• Do this
Copy out the line that contains "Convert this table", the line that contains "string; cols: string[][];", and every line between them, exactly, and nothing else.

• Data for this task
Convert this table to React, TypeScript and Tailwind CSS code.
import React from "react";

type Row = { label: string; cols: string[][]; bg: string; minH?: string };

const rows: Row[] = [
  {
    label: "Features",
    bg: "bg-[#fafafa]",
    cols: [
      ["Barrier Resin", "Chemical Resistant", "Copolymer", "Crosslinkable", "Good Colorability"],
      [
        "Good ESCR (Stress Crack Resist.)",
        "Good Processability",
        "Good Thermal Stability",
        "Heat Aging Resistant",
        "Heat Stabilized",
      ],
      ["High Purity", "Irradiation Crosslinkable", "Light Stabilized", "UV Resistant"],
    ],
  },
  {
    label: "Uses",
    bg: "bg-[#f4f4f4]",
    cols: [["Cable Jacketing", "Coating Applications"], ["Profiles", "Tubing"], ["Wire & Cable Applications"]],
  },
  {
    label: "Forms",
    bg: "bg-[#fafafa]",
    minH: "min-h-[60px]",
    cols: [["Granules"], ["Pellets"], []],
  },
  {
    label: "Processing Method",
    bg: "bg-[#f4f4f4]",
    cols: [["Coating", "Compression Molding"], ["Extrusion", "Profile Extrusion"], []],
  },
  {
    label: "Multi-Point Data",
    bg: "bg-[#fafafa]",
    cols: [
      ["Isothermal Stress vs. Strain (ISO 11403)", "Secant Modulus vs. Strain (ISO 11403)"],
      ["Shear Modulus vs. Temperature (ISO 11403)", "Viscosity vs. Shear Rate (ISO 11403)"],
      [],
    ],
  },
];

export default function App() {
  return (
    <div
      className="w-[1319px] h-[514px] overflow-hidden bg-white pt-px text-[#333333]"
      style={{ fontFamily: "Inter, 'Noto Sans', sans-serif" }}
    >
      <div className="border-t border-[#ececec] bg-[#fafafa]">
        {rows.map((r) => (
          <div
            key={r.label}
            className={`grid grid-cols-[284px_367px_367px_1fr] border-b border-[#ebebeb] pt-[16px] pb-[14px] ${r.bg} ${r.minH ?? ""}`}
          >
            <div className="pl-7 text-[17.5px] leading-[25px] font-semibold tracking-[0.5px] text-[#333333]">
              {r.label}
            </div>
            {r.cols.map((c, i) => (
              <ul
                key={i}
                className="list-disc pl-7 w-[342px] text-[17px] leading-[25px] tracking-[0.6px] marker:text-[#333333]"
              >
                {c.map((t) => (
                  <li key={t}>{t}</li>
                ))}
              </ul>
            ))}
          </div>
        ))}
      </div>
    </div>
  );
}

...

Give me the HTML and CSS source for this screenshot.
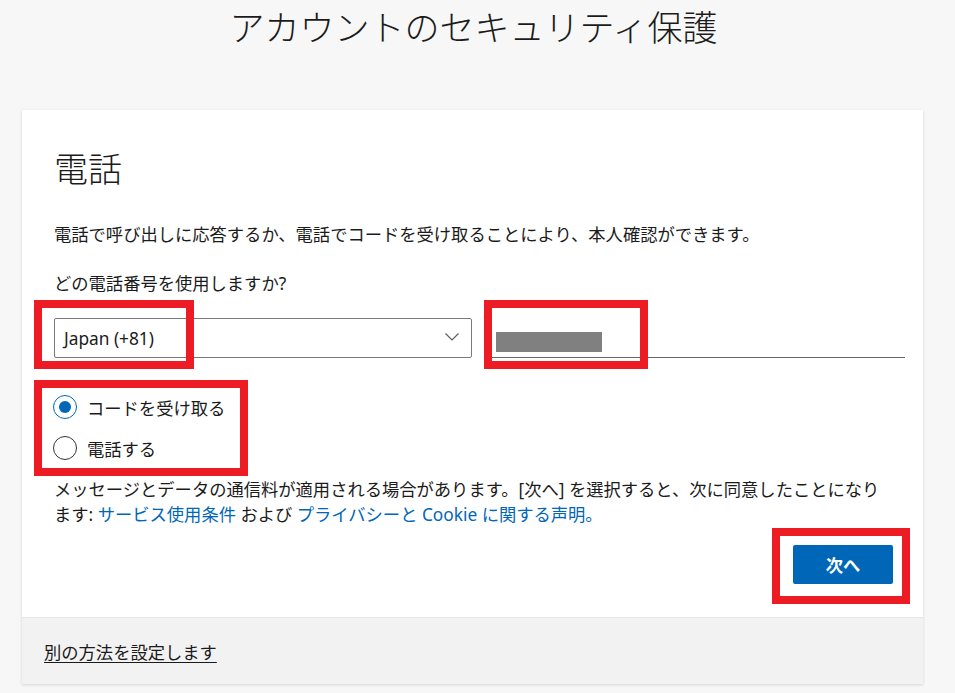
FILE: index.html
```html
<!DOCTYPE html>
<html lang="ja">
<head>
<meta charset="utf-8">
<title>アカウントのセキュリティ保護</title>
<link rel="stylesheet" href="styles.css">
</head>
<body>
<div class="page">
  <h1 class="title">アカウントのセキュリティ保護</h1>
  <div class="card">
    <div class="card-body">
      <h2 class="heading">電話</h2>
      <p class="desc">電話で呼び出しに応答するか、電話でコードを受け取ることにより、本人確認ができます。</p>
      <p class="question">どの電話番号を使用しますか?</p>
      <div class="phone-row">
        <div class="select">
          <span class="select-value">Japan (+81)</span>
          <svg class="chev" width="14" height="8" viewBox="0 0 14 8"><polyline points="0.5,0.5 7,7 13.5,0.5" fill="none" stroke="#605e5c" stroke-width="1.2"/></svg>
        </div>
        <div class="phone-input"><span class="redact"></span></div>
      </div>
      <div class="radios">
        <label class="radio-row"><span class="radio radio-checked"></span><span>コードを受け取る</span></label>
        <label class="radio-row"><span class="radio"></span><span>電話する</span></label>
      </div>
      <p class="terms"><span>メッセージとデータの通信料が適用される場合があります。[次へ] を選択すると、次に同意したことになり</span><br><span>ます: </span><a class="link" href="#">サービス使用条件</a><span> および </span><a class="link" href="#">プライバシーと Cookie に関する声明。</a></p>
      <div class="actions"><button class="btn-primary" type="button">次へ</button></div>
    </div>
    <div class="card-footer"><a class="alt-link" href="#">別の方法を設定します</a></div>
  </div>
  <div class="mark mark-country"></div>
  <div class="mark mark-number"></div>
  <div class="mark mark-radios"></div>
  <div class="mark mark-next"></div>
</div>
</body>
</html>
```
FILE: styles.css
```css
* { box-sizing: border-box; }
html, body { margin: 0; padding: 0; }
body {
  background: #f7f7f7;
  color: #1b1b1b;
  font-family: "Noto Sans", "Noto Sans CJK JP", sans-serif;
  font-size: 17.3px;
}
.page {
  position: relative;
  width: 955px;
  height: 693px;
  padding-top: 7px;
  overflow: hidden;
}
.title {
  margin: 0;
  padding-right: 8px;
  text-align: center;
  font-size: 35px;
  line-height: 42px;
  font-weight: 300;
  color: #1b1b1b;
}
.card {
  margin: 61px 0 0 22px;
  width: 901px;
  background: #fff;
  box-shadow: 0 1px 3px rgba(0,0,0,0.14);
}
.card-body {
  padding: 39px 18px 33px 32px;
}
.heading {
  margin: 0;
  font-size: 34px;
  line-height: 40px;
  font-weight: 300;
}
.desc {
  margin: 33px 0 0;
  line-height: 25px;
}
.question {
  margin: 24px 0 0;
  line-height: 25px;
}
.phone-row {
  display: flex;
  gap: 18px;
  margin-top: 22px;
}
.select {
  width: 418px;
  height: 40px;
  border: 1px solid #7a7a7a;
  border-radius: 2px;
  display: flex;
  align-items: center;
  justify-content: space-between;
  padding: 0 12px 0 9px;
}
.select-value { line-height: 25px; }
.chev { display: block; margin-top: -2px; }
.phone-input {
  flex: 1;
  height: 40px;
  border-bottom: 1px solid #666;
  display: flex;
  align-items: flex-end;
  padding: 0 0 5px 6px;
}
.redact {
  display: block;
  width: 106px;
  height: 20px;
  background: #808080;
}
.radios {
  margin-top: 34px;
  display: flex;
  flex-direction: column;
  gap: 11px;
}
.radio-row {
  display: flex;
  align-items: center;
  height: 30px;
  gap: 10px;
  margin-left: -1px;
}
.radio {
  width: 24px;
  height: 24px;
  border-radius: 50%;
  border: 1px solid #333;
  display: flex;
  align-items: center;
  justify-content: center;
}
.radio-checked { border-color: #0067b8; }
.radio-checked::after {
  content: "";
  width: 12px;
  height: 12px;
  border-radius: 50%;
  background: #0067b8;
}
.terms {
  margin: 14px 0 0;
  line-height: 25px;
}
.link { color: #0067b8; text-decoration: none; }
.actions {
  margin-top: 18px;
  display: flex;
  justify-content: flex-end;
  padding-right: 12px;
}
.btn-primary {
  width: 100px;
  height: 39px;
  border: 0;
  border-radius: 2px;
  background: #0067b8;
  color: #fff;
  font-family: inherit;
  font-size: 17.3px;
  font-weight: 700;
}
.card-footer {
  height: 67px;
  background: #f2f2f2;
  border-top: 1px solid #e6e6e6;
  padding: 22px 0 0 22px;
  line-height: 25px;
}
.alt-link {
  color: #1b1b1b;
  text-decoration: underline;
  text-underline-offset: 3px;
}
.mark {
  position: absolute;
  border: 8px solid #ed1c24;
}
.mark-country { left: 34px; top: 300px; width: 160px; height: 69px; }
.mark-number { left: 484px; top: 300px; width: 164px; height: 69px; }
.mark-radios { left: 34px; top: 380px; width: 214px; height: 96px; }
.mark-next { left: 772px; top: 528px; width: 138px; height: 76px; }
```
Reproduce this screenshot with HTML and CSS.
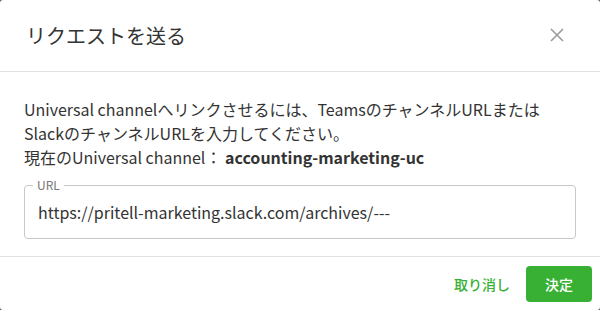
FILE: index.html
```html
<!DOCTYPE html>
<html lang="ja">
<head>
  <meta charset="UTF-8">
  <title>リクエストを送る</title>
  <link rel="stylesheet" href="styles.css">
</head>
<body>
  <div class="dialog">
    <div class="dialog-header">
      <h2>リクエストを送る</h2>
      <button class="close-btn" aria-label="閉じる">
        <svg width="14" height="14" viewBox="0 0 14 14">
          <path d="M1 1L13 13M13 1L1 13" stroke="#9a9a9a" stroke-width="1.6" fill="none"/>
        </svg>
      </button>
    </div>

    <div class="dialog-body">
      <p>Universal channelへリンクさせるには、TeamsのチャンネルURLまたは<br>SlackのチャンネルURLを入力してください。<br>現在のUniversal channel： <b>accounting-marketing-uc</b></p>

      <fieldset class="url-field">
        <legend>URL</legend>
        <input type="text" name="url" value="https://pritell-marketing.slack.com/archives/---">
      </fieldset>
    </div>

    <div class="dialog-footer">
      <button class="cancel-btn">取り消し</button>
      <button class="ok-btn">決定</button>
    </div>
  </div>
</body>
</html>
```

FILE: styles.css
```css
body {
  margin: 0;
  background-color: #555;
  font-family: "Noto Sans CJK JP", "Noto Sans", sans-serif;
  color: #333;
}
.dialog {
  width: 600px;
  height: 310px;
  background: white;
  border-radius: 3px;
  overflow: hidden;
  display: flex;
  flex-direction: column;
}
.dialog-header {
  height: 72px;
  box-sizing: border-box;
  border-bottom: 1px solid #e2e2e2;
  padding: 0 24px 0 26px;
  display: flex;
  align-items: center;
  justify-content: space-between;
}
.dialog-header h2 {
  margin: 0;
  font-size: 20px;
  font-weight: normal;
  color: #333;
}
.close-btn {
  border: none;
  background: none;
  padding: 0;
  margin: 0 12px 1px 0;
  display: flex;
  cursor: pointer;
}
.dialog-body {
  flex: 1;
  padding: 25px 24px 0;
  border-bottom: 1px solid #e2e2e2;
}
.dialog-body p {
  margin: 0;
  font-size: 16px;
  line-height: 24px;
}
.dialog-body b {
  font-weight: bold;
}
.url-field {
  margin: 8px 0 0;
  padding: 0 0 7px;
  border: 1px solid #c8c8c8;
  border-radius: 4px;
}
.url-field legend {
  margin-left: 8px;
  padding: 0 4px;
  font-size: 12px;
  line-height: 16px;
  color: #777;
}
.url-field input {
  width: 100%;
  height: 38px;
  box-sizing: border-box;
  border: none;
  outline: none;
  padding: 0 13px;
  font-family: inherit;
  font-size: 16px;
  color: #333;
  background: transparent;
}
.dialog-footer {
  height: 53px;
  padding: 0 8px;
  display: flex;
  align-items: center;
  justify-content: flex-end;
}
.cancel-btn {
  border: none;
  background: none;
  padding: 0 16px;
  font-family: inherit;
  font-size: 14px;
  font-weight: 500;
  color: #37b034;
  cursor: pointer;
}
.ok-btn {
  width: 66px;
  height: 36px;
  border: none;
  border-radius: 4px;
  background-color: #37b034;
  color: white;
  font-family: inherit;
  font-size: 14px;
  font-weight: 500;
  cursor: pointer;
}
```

• Reply
Convert this table to React, TypeScript and Tailwind CSS code.
import React from "react";

type Row = { label: string; cols: string[][]; bg: string; minH?: string };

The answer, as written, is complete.